Microcontent is fundamentally different because its objective is to be shared, not just viewed. This means it competes for attention with baby photos and @GeorgeTakei’s constant flow of memes. For this reason, the microcontent we produce shouldn’t be advertising at all.

Instead, this sort of content needs to express a point of view and editorial agenda. One square at a time. Never a shill, the best performing microcontent (i.e. the most engaging and shared) communicates a value or idea the brand has in common with its audience. It’s about connecting those dots, not just a message.

2. Real-time is only one way to relevance.
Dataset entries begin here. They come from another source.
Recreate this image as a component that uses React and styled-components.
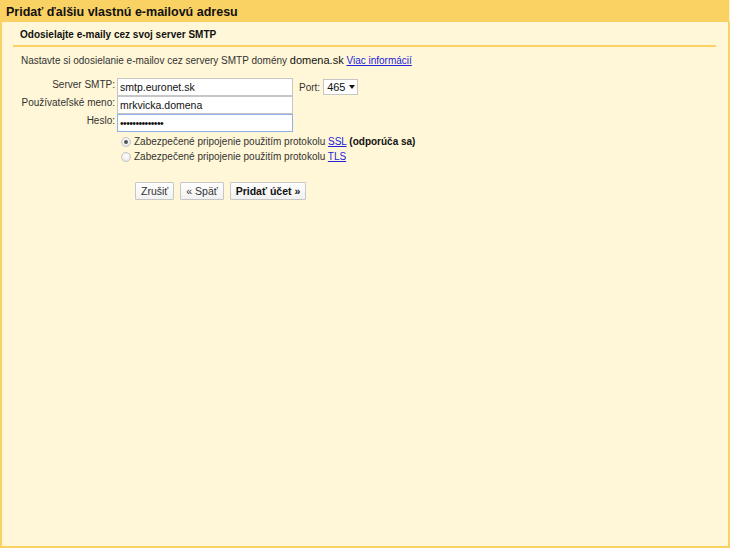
import React from 'react';
import styled, { createGlobalStyle } from 'styled-components';

const Global = createGlobalStyle`
  html, body {
    margin: 0;
    padding: 0;
    background: #fff7d7;
  }
  body {
    font-family: "Liberation Sans", Arial, sans-serif;
    color: #222;
  }
`;

function App() {
  return (
    <>
      <Global />
      <Frame>
        <TitleBar>Pridať ďalšiu vlastnú e-mailovú adresu</TitleBar>
        <Body>
          <Section>Odosielajte e-maily cez svoj server SMTP</Section>
          <Intro>
            Nastavte si odosielanie e-mailov cez servery SMTP domény <Domain>domena.sk</Domain>{' '}
            <Link href="#">Viac informácií</Link>
          </Intro>
          <Form>
            <Label>Server SMTP:</Label>
            <InputRow>
              <Input defaultValue="smtp.euronet.sk" />
              <PortLabel>Port:</PortLabel>
              <Select>
                465
                <svg width="6" height="4" viewBox="0 0 6 4">
                  <path d="M0 0h6L3 4z" fill="#111" />
                </svg>
              </Select>
            </InputRow>
            <Label>Používateľské meno:</Label>
            <InputRow>
              <Input defaultValue="mrkvicka.domena" />
            </InputRow>
            <Label>Heslo:</Label>
            <InputRow>
              <Input type="password" defaultValue="mrkvickaheslo1" focused />
            </InputRow>
          </Form>
          <Options>
            <Option>
              <Radio checked />
              <span>
                Zabezpečené pripojenie použitím protokolu <Link href="#">SSL</Link>{' '}
                <b>(odporúča sa)</b>
              </span>
            </Option>
            <Option>
              <Radio />
              <span>
                Zabezpečené pripojenie použitím protokolu <Link href="#">TLS</Link>
              </span>
            </Option>
          </Options>
          <Buttons>
            <Button>Zrušiť</Button>
            <Button>« Späť</Button>
            <Button primary>Pridať účet »</Button>
          </Buttons>
        </Body>
      </Frame>
    </>
  );
}

export default App;

const Frame = styled.div`
  box-sizing: border-box;
  width: 730px;
  height: 548px;
  border: 2px solid #fad163;
  border-top: none;
  background: #fff7d7;
  display: flex;
  flex-direction: column;
`;

const TitleBar = styled.div`
  background: #fad163;
  height: 22px;
  line-height: 24px;
  margin: 0 -2px;
  padding-left: 6px;
  font-size: 12.5px;
  font-weight: bold;
  color: #111;
  border-right: 1px solid #fff0c0;
`;

const Body = styled.div`
  padding: 0 12px 0 11px;
`;

const Section = styled.div`
  margin-top: 4px;
  padding: 0 0 0 7px;
  height: 19px;
  line-height: 17px;
  font-size: 10px;
  font-weight: bold;
  color: #111;
  border-bottom: 2px solid #fad163;
`;

const Intro = styled.div`
  margin-top: 6px;
  padding-left: 8px;
  font-size: 10px;
  color: #333;
  line-height: 15px;
`;

const Domain = styled.span`
  font-size: 11px;
  color: #111;
`;

const Link = styled.a`
  color: #2222dd;
  text-decoration: underline;
`;

const Form = styled.div`
  margin-top: 10px;
  display: grid;
  grid-template-columns: 102px auto;
  align-items: center;
`;

const Label = styled.div`
  text-align: right;
  font-size: 10px;
  color: #333;
  height: 18px;
  line-height: 13px;
`;

const InputRow = styled.div`
  display: flex;
  align-items: center;
  height: 18px;
  padding-left: 2px;
`;

const Input = styled.input.withConfig({ shouldForwardProp: p => p !== 'focused' })`
  box-sizing: border-box;
  width: 176px;
  height: 18px;
  margin: 0;
  padding: 0 2px;
  font-family: "Liberation Sans", Arial, sans-serif;
  font-size: 10.5px;
  color: #111;
  background: #fff;
  border: 1px solid ${p => (p.focused ? '#8fb0e8' : '#c6c6c6')};
  outline: none;
  letter-spacing: ${p => (p.type === 'password' ? '-0.6px' : '0')};
`;

const PortLabel = styled.span`
  font-size: 10px;
  color: #333;
  margin: 0 3px 0 6px;
`;

const Select = styled.div`
  box-sizing: border-box;
  height: 16px;
  width: 35px;
  border: 1px solid #c6c6c6;
  background: #fff;
  font-size: 11px;
  color: #111;
  display: flex;
  align-items: center;
  gap: 4px;
  padding-left: 3px;
`;

const Options = styled.div`
  margin-top: 2px;
  padding-left: 108px;
  display: flex;
  flex-direction: column;
`;

const Option = styled.div`
  display: flex;
  align-items: center;
  height: 15px;
  font-size: 10px;
  color: #333;
  white-space: pre;
  b {
    color: #111;
  }
`;

const Radio = styled.span`
  box-sizing: border-box;
  width: 10px;
  height: 10px;
  border-radius: 50%;
  border: 1px solid #c4c4c4;
  background: radial-gradient(circle at 50% 40%, #fff, #e2e2e2);
  margin: 0 3px 0 0;
  position: relative;
  flex: none;
  &::after {
    content: '';
    display: ${p => (p.checked ? 'block' : 'none')};
    position: absolute;
    left: 2px;
    top: 2px;
    width: 4px;
    height: 4px;
    border-radius: 50%;
    background: #555;
  }
`;

const Buttons = styled.div`
  display: flex;
  gap: 6px;
  margin-top: 18px;
  padding-left: 122px;
`;

const Button = styled.button`
  box-sizing: border-box;
  height: 18px;
  padding: 0 5px;
  font-family: "Liberation Sans", Arial, sans-serif;
  font-size: 10.5px;
  font-weight: ${p => (p.primary ? 'bold' : 'normal')};
  color: ${p => (p.primary ? '#111' : '#333')};
  background: linear-gradient(#ffffff, #f1f1f1);
  border: 1px solid #c6c6c6;
  border-radius: 1px;
`;
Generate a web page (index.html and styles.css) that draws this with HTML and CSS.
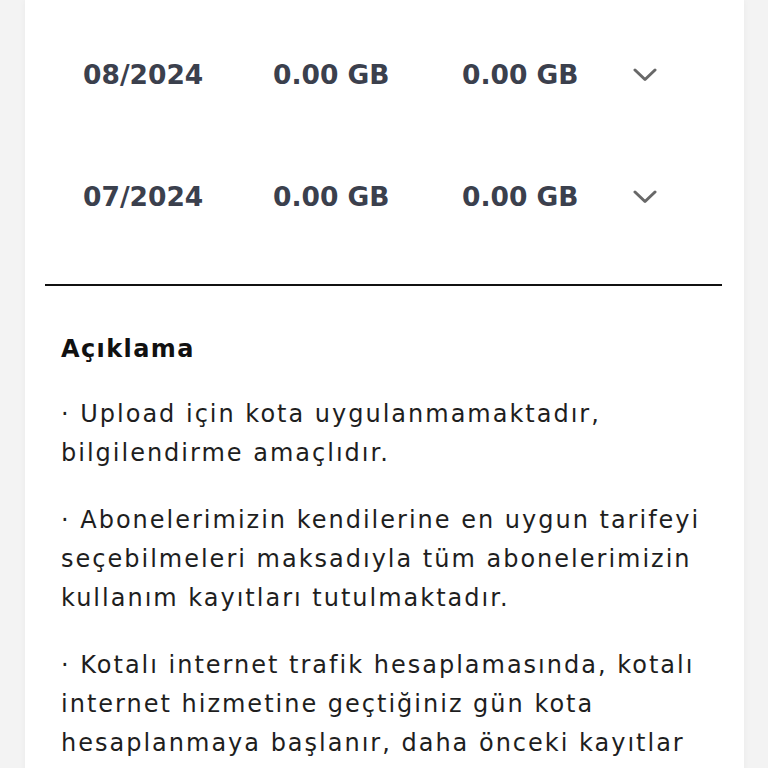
FILE: index.html
```html
<!DOCTYPE html>
<html lang="tr">
<head>
<meta charset="utf-8">
<title>Kullanım</title>
<link rel="stylesheet" href="styles.css">
</head>
<body>
<div class="card">
  <div class="table">
    <div class="row">
      <span class="cell">08/2024</span>
      <span class="cell">0.00 GB</span>
      <span class="cell">0.00 GB</span>
      <svg class="chev" viewBox="0 0 24 14" width="24" height="14"><path d="M2 2 L12 11.5 L22 2" fill="none" stroke="#686868" stroke-width="3" stroke-linecap="round" stroke-linejoin="round"/></svg>
    </div>
    <div class="row">
      <span class="cell">07/2024</span>
      <span class="cell">0.00 GB</span>
      <span class="cell">0.00 GB</span>
      <svg class="chev" viewBox="0 0 24 14" width="24" height="14"><path d="M2 2 L12 11.5 L22 2" fill="none" stroke="#686868" stroke-width="3" stroke-linecap="round" stroke-linejoin="round"/></svg>
    </div>
  </div>
  <div class="divider"></div>
  <div class="desc">
    <h2 class="desc-title">Açıklama</h2>
    <p class="desc-text">· Upload için kota uygulanmamaktadır, bilgilendirme amaçlıdır.</p>
    <p class="desc-text">· Abonelerimizin kendilerine en uygun tarifeyi seçebilmeleri maksadıyla tüm abonelerimizin kullanım kayıtları tutulmaktadır.</p>
    <p class="desc-text">· Kotalı internet trafik hesaplamasında, kotalı internet hizmetine geçtiğiniz gün kota hesaplanmaya başlanır, daha önceki kayıtlar hesaplamaya dahil edilmez.</p>
  </div>
</div>
</body>
</html>
```
FILE: styles.css
```css
html, body {
  margin: 0;
  padding: 0;
}
body {
  background: #f3f3f3;
  font-family: "DejaVu Sans", "Liberation Sans", sans-serif;
  overflow: hidden;
}
.card {
  margin: 0 24px 0 25px;
  background: #ffffff;
  box-shadow: 0 0 6px rgba(0,0,0,0.04);
  padding: 14px 22px 0 20px;
}
.row {
  display: grid;
  grid-template-columns: 190px 189px 171px 24px;
  align-items: center;
  height: 122px;
  padding-left: 38px;
}
.cell {
  font-size: 26.5px;
  font-weight: bold;
  color: #3b404d;
  line-height: 30px;
}
.chev {
  display: block;
}
.divider {
  height: 2px;
  background: #111111;
  margin-top: 26px;
}
.desc {
  padding: 0 8px 0 16px;
}
.desc-title {
  margin: 48px 0 0 0;
  font-size: 24px;
  line-height: 30px;
  font-weight: bold;
  letter-spacing: 1.4px;
  color: #111111;
}
.desc-text {
  margin: 31px 0 0 0;
  font-size: 24px;
  line-height: 39px;
  letter-spacing: 2px;
  color: #1e1e1e;
}
.desc-text + .desc-text {
  margin-top: 28px;
}
```
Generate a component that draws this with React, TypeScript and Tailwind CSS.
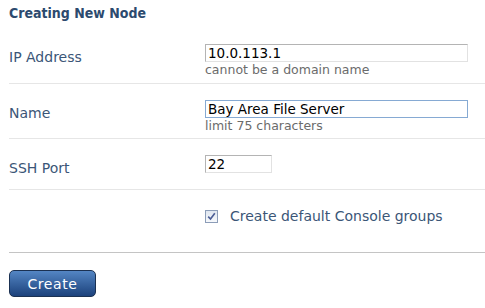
import React from "react";

const font = "font-['DejaVu_Sans','Verdana',sans-serif]";

type RowProps = {
  label?: string;
  children: React.ReactNode;
  className?: string;
};

const Row: React.FC<RowProps> = ({ label, children, className }) => (
  <div className={`flex border-b border-[#e6e6e6] ${className ?? ""}`}>
    <div className="w-[196px] shrink-0 pt-[3px] text-[14px] leading-[20px] text-[#3b5677]">
      {label}
    </div>
    <div className="flex flex-col">{children}</div>
  </div>
);

const TextField: React.FC<{ value: string; width: string; focused?: boolean }> = ({
  value,
  width,
  focused,
}) => (
  <div
    className={`${width} h-[18px] border px-[2px] text-[13.5px] leading-[16px] text-black ${
      focused
        ? "border-[#86aad3]"
        : "border-[#b4b4b4] border-b-[#e2e2e2] border-r-[#e2e2e2]"
    }`}
  >
    {value}
  </div>
);

export default function App() {
  return (
    <div className={`w-[485px] h-[308px] bg-white pl-[9px] ${font}`}>
      <h2 className="pt-[5px] h-[28px] font-['DejaVu_Sans_Condensed','Tahoma',sans-serif] text-[14px] leading-[17px] font-bold text-[#2c4a6e]">
        Creating New Node
      </h2>

      <Row label="IP Address" className="h-[56px] pt-[16px]">
        <TextField value="10.0.113.1" width="w-[263px]" />
        <p className="text-[12.5px] leading-[15px] text-[#6b6b6b]">cannot be a domain name</p>
      </Row>

      <Row label="Name" className="h-[55px] pt-[16px]">
        <TextField value="Bay Area File Server" width="w-[263px]" focused />
        <p className="text-[12.5px] leading-[15px] text-[#6b6b6b]">limit 75 characters</p>
      </Row>

      <Row label="SSH Port" className="h-[51px] pt-[16px]">
        <TextField value="22" width="w-[67px]" />
      </Row>

      <div className="flex h-[63px] border-b border-[#c4c4c4] pt-[19px]">
        <div className="w-[196px] shrink-0" />
        <label className="flex items-center gap-[12px] h-[14px]">
          <span className="flex items-center justify-center w-[13px] h-[13px] border border-[#8c9db8] bg-gradient-to-b from-[#dfe6f0] to-[#f7f9fc]">
            <svg width="9" height="9" viewBox="0 0 9 9">
              <path d="M1.2 4.6 L3.5 7 L7.8 1.2" fill="none" stroke="#4b5d95" strokeWidth="1.6" />
            </svg>
          </span>
          <span className="text-[14px] leading-[20px] text-[#3b5677]">Create default Console groups</span>
        </label>
      </div>

      <div className="pt-[17px]">
        <button className="w-[87px] h-[27px] rounded-[5px] border border-[#1b3152] bg-gradient-to-b from-[#5486c4] to-[#1c427c] text-[14px] leading-[18px] tracking-[0.6px] text-white">
          Create
        </button>
      </div>
    </div>
  );
}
Real-time marketing has been inaccurately dubbed. Many marketers, agencies and trade publications have focused on responsive or reactive publishing, where a brand moves quickly to connect itself – with microcontent, typically – to an important event in popular culture, news or even history. This can definitely make a brand relevant. But it can also make them look desperate (just see most brands’ content from the Oscars last year).

The good news is that there are many other ways for a brand to be relevant to people. Broad, reactive content connected with pop culture events can get mass awareness. But content that is focused over time on an editorial agenda that speaks to what’s important to both the brand and its target audience can drive real business.

3. Published is better than perfect.

We named our microcontent operation The Moment Studio for a reason. While real-time isn’t always the only way to be relevant, the timing of the release of a piece is almost always critical. So that means it needs to be finished (and approved) quickly.

Much to the chagrin of creatives everywhere (it has been the single biggest philosophical shift I’ve had to make since the advent of our studio), the constant refinement and perfecting of every pixel won’t always be possible. In fact, it might not even be worth it.

That’s not to say that every piece we make isn’t exceptionally high quality; but it does mean that at times it’s better to sacrifice a late creative impulse for the sake of getting the piece into newsfeeds – and thus performance.

We’ve embarked on a new era of creative: one that brands already benefit from and will continue to. The interesting thing is that as platforms change, come and go, the best practices being created tend to persist. Even more interesting — following these lessons can help drive very high engagement and business results, all while creating some really beautiful work.

Interested in more lessons learned? We’ll be showing and telling our insights in a live run of our Moment Studio creative newsroom at Advertising Week (#AWX) on Wednesday. In partnership with Twitter, we’ll even publish and promote the content we make in real time on behalf of one lucky brand.

 Register now for the Deep Focus and Twitter panel, “Live in the Moment.”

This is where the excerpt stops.